[Pages as source code]
[BEGIN]

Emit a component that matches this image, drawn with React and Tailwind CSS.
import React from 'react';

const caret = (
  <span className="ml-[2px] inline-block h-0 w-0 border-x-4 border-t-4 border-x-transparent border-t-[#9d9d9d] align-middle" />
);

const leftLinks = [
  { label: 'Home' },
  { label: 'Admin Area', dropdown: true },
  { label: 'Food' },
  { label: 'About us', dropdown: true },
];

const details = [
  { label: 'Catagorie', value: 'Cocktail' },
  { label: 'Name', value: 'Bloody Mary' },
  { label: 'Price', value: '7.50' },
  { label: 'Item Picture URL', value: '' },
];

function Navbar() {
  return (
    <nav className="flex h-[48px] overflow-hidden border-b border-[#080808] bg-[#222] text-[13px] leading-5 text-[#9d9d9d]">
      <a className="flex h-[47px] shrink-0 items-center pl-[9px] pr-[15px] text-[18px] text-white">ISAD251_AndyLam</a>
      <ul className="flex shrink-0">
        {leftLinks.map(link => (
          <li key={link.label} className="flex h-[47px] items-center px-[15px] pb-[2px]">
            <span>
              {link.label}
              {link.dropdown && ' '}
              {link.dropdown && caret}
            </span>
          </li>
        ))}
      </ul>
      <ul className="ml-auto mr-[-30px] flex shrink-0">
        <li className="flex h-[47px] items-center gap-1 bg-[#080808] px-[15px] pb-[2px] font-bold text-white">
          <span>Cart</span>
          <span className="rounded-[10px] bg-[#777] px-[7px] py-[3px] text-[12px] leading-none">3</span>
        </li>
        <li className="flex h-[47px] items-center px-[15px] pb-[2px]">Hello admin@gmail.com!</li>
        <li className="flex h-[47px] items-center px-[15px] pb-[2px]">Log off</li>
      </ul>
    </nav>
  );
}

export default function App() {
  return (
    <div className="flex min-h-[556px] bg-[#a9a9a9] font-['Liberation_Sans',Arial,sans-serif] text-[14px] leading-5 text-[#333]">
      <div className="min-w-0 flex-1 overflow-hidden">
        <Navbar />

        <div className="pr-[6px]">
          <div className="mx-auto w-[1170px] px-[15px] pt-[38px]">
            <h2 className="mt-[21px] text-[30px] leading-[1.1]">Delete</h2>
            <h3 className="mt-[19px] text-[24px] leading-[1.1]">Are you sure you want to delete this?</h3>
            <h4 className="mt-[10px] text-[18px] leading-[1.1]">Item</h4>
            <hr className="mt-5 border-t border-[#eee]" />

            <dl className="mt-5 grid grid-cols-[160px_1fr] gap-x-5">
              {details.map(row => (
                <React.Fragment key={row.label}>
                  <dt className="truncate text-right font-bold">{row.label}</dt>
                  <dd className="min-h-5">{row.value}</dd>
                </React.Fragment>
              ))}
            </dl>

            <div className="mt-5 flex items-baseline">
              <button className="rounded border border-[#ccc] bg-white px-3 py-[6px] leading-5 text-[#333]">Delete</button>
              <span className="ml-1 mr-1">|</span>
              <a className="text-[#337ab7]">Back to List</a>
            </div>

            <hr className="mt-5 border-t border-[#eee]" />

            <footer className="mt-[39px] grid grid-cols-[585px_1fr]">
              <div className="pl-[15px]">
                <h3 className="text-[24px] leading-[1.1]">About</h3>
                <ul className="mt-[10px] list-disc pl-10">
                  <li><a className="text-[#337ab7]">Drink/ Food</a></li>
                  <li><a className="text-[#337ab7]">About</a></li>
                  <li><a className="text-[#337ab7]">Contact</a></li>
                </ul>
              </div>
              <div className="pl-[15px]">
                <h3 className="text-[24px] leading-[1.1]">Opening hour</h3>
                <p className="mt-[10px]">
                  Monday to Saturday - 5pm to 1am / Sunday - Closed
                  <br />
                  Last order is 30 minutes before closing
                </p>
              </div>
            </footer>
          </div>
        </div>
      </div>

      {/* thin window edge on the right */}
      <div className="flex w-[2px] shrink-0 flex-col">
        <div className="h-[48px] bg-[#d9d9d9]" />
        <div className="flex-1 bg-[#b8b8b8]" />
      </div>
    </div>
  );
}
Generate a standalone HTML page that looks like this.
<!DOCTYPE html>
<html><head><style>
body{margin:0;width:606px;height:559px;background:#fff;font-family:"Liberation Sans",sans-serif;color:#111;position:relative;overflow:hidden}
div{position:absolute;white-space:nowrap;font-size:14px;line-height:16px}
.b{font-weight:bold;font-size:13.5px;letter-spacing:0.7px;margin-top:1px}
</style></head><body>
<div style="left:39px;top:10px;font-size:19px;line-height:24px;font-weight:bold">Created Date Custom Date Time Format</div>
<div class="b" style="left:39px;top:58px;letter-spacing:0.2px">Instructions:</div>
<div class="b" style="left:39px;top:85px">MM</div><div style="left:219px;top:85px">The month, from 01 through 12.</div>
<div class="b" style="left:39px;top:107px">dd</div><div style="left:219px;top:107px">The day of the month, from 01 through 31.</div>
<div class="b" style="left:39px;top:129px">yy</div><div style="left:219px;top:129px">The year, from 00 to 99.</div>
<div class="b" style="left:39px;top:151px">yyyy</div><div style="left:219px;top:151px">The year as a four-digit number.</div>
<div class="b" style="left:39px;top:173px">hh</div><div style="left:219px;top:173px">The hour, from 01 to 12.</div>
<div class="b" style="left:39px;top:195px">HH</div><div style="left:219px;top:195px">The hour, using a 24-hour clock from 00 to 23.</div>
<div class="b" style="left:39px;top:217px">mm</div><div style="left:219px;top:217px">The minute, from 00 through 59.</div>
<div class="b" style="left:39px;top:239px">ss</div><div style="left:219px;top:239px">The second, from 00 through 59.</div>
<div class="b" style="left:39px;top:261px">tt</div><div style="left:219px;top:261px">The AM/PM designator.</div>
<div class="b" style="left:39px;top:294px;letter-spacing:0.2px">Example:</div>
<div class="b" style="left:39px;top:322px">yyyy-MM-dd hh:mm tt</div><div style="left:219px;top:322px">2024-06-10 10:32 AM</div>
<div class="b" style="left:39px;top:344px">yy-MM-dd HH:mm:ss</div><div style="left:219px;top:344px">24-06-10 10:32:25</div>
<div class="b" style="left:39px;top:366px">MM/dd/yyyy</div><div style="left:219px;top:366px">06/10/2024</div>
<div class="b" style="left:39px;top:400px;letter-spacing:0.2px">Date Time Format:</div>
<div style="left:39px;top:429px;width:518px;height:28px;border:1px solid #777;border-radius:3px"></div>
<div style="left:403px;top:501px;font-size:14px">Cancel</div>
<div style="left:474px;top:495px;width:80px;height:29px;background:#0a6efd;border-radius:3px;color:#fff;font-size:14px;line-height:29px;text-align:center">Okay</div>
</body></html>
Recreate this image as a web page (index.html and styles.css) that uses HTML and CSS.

[END]

▸ WHAT IS BEING ASKED: Look through the listing and extract every line with "that" in it.

▸ EXPECTED ANSWER:
Emit a component that matches this image, drawn with React and Tailwind CSS.
Generate a standalone HTML page that looks like this.
Recreate this image as a web page (index.html and styles.css) that uses HTML and CSS.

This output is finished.